DATASET SECTION:
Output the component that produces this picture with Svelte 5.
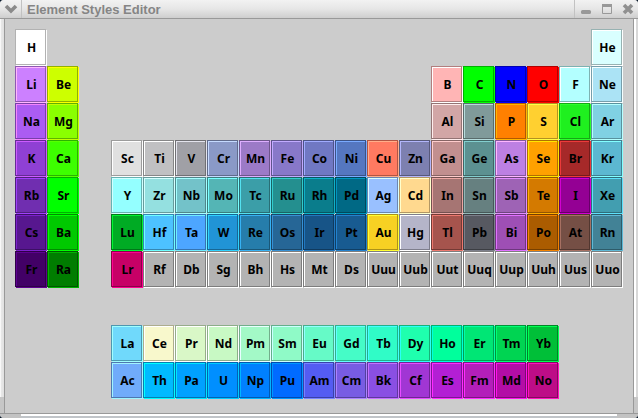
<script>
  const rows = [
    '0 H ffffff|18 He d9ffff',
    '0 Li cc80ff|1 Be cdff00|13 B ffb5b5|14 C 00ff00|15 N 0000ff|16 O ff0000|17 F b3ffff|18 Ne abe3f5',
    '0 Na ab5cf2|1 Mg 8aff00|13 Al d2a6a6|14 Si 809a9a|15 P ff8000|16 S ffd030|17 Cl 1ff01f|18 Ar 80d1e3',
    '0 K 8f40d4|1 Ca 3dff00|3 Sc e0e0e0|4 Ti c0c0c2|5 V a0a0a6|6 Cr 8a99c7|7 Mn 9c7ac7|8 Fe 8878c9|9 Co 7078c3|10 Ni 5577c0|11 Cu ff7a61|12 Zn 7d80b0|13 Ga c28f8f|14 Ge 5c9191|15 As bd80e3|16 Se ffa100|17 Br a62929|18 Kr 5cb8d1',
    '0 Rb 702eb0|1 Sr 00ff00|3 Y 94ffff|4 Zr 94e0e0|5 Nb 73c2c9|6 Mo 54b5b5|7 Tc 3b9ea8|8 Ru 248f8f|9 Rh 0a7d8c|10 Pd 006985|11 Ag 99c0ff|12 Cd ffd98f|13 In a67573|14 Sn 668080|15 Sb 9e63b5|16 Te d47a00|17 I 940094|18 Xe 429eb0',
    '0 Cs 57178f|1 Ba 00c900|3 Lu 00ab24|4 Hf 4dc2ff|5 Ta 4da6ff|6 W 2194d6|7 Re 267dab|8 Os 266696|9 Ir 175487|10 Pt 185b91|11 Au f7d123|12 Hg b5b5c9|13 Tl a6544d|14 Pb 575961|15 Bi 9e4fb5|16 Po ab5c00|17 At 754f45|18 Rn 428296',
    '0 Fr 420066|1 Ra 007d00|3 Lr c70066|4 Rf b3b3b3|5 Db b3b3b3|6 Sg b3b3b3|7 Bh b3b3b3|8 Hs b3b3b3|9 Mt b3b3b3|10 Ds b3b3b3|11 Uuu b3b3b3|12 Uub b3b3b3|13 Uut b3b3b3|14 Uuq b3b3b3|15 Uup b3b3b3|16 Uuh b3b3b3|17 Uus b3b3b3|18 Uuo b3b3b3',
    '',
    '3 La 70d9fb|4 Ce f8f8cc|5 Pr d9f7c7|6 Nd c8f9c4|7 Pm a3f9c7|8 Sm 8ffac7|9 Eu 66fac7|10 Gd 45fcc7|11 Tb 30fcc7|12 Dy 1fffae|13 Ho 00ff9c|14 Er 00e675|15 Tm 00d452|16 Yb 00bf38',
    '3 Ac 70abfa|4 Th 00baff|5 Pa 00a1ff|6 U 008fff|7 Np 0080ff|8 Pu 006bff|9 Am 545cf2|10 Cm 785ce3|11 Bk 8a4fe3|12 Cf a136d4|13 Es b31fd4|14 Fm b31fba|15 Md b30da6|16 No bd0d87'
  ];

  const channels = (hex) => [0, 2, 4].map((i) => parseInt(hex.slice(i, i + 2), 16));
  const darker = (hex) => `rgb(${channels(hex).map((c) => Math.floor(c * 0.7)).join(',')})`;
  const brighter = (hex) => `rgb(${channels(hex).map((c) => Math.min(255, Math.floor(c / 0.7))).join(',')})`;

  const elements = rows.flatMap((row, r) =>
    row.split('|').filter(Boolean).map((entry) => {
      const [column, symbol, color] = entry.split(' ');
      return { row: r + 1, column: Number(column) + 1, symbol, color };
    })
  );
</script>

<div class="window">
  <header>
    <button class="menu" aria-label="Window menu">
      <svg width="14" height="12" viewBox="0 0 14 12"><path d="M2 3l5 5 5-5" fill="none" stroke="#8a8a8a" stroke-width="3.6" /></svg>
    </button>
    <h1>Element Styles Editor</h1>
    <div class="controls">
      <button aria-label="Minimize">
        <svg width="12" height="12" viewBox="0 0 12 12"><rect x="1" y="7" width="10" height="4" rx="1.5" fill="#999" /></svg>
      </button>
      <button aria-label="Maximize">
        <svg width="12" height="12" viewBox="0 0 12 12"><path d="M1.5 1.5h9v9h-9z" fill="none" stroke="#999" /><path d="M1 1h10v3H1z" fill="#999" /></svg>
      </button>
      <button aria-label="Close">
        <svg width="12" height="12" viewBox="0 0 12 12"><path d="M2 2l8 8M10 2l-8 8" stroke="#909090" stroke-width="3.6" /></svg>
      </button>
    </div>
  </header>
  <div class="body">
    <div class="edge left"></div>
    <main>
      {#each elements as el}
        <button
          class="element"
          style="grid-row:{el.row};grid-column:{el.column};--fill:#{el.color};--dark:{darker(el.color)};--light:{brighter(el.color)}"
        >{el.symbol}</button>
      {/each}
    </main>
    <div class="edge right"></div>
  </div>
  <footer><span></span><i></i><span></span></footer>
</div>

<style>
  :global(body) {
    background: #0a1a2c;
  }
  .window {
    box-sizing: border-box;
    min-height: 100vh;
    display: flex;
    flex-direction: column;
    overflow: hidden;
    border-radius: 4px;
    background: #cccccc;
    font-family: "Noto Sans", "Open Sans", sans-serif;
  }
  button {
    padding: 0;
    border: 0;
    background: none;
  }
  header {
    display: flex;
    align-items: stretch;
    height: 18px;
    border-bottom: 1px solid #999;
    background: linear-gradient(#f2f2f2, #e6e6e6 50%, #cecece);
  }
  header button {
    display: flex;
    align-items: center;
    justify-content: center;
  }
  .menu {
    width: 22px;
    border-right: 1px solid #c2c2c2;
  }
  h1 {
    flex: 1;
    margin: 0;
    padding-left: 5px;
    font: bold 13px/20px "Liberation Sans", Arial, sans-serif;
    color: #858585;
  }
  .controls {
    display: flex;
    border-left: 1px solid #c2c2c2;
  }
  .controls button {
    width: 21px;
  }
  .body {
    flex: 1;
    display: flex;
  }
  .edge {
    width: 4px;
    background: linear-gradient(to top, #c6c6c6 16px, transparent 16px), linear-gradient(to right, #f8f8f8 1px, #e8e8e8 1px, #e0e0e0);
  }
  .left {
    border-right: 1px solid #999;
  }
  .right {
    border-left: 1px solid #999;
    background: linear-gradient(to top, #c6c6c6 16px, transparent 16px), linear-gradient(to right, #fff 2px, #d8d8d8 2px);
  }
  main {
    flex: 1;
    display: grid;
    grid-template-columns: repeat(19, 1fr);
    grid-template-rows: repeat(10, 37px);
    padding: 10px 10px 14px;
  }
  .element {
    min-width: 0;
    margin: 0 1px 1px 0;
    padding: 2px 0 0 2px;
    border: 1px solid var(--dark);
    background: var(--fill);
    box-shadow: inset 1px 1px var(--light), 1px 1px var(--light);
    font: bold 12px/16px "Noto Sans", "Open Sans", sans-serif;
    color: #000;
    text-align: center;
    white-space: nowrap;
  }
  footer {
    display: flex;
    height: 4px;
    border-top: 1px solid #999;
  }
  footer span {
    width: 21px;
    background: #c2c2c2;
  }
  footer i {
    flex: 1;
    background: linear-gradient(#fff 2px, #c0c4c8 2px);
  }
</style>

WRITTEN EXERCISE:
Take the listing and print it again exactly, but without any pictures.

OUTPUT FOR THIS TASK:
Output the component that produces this picture with Svelte 5.
<script>
  const rows = [
    '0 H ffffff|18 He d9ffff',
    '0 Li cc80ff|1 Be cdff00|13 B ffb5b5|14 C 00ff00|15 N 0000ff|16 O ff0000|17 F b3ffff|18 Ne abe3f5',
    '0 Na ab5cf2|1 Mg 8aff00|13 Al d2a6a6|14 Si 809a9a|15 P ff8000|16 S ffd030|17 Cl 1ff01f|18 Ar 80d1e3',
    '0 K 8f40d4|1 Ca 3dff00|3 Sc e0e0e0|4 Ti c0c0c2|5 V a0a0a6|6 Cr 8a99c7|7 Mn 9c7ac7|8 Fe 8878c9|9 Co 7078c3|10 Ni 5577c0|11 Cu ff7a61|12 Zn 7d80b0|13 Ga c28f8f|14 Ge 5c9191|15 As bd80e3|16 Se ffa100|17 Br a62929|18 Kr 5cb8d1',
    '0 Rb 702eb0|1 Sr 00ff00|3 Y 94ffff|4 Zr 94e0e0|5 Nb 73c2c9|6 Mo 54b5b5|7 Tc 3b9ea8|8 Ru 248f8f|9 Rh 0a7d8c|10 Pd 006985|11 Ag 99c0ff|12 Cd ffd98f|13 In a67573|14 Sn 668080|15 Sb 9e63b5|16 Te d47a00|17 I 940094|18 Xe 429eb0',
    '0 Cs 57178f|1 Ba 00c900|3 Lu 00ab24|4 Hf 4dc2ff|5 Ta 4da6ff|6 W 2194d6|7 Re 267dab|8 Os 266696|9 Ir 175487|10 Pt 185b91|11 Au f7d123|12 Hg b5b5c9|13 Tl a6544d|14 Pb 575961|15 Bi 9e4fb5|16 Po ab5c00|17 At 754f45|18 Rn 428296',
    '0 Fr 420066|1 Ra 007d00|3 Lr c70066|4 Rf b3b3b3|5 Db b3b3b3|6 Sg b3b3b3|7 Bh b3b3b3|8 Hs b3b3b3|9 Mt b3b3b3|10 Ds b3b3b3|11 Uuu b3b3b3|12 Uub b3b3b3|13 Uut b3b3b3|14 Uuq b3b3b3|15 Uup b3b3b3|16 Uuh b3b3b3|17 Uus b3b3b3|18 Uuo b3b3b3',
    '',
    '3 La 70d9fb|4 Ce f8f8cc|5 Pr d9f7c7|6 Nd c8f9c4|7 Pm a3f9c7|8 Sm 8ffac7|9 Eu 66fac7|10 Gd 45fcc7|11 Tb 30fcc7|12 Dy 1fffae|13 Ho 00ff9c|14 Er 00e675|15 Tm 00d452|16 Yb 00bf38',
    '3 Ac 70abfa|4 Th 00baff|5 Pa 00a1ff|6 U 008fff|7 Np 0080ff|8 Pu 006bff|9 Am 545cf2|10 Cm 785ce3|11 Bk 8a4fe3|12 Cf a136d4|13 Es b31fd4|14 Fm b31fba|15 Md b30da6|16 No bd0d87'
  ];

  const channels = (hex) => [0, 2, 4].map((i) => parseInt(hex.slice(i, i + 2), 16));
  const darker = (hex) => `rgb(${channels(hex).map((c) => Math.floor(c * 0.7)).join(',')})`;
  const brighter = (hex) => `rgb(${channels(hex).map((c) => Math.min(255, Math.floor(c / 0.7))).join(',')})`;

  const elements = rows.flatMap((row, r) =>
    row.split('|').filter(Boolean).map((entry) => {
      const [column, symbol, color] = entry.split(' ');
      return { row: r + 1, column: Number(column) + 1, symbol, color };
    })
  );
</script>

<div class="window">
  <header>
    <button class="menu" aria-label="Window menu">
      <svg width="14" height="12" viewBox="0 0 14 12"><path d="M2 3l5 5 5-5" fill="none" stroke="#8a8a8a" stroke-width="3.6" /></svg>
    </button>
    <h1>Element Styles Editor</h1>
    <div class="controls">
      <button aria-label="Minimize">
        <svg width="12" height="12" viewBox="0 0 12 12"><rect x="1" y="7" width="10" height="4" rx="1.5" fill="#999" /></svg>
      </button>
      <button aria-label="Maximize">
        <svg width="12" height="12" viewBox="0 0 12 12"><path d="M1.5 1.5h9v9h-9z" fill="none" stroke="#999" /><path d="M1 1h10v3H1z" fill="#999" /></svg>
      </button>
      <button aria-label="Close">
        <svg width="12" height="12" viewBox="0 0 12 12"><path d="M2 2l8 8M10 2l-8 8" stroke="#909090" stroke-width="3.6" /></svg>
      </button>
    </div>
  </header>
  <div class="body">
    <div class="edge left"></div>
    <main>
      {#each elements as el}
        <button
          class="element"
          style="grid-row:{el.row};grid-column:{el.column};--fill:#{el.color};--dark:{darker(el.color)};--light:{brighter(el.color)}"
        >{el.symbol}</button>
      {/each}
    </main>
    <div class="edge right"></div>
  </div>
  <footer><span></span><i></i><span></span></footer>
</div>

<style>
  :global(body) {
    background: #0a1a2c;
  }
  .window {
    box-sizing: border-box;
    min-height: 100vh;
    display: flex;
    flex-direction: column;
    overflow: hidden;
    border-radius: 4px;
    background: #cccccc;
    font-family: "Noto Sans", "Open Sans", sans-serif;
  }
  button {
    padding: 0;
    border: 0;
    background: none;
  }
  header {
    display: flex;
    align-items: stretch;
    height: 18px;
    border-bottom: 1px solid #999;
    background: linear-gradient(#f2f2f2, #e6e6e6 50%, #cecece);
  }
  header button {
    display: flex;
    align-items: center;
    justify-content: center;
  }
  .menu {
    width: 22px;
    border-right: 1px solid #c2c2c2;
  }
  h1 {
    flex: 1;
    margin: 0;
    padding-left: 5px;
    font: bold 13px/20px "Liberation Sans", Arial, sans-serif;
    color: #858585;
  }
  .controls {
    display: flex;
    border-left: 1px solid #c2c2c2;
  }
  .controls button {
    width: 21px;
  }
  .body {
    flex: 1;
    display: flex;
  }
  .edge {
    width: 4px;
    background: linear-gradient(to top, #c6c6c6 16px, transparent 16px), linear-gradient(to right, #f8f8f8 1px, #e8e8e8 1px, #e0e0e0);
  }
  .left {
    border-right: 1px solid #999;
  }
  .right {
    border-left: 1px solid #999;
    background: linear-gradient(to top, #c6c6c6 16px, transparent 16px), linear-gradient(to right, #fff 2px, #d8d8d8 2px);
  }
  main {
    flex: 1;
    display: grid;
    grid-template-columns: repeat(19, 1fr);
    grid-template-rows: repeat(10, 37px);
    padding: 10px 10px 14px;
  }
  .element {
    min-width: 0;
    margin: 0 1px 1px 0;
    padding: 2px 0 0 2px;
    border: 1px solid var(--dark);
    background: var(--fill);
    box-shadow: inset 1px 1px var(--light), 1px 1px var(--light);
    font: bold 12px/16px "Noto Sans", "Open Sans", sans-serif;
    color: #000;
    text-align: center;
    white-space: nowrap;
  }
  footer {
    display: flex;
    height: 4px;
    border-top: 1px solid #999;
  }
  footer span {
    width: 21px;
    background: #c2c2c2;
  }
  footer i {
    flex: 1;
    background: linear-gradient(#fff 2px, #c0c4c8 2px);
  }
</style>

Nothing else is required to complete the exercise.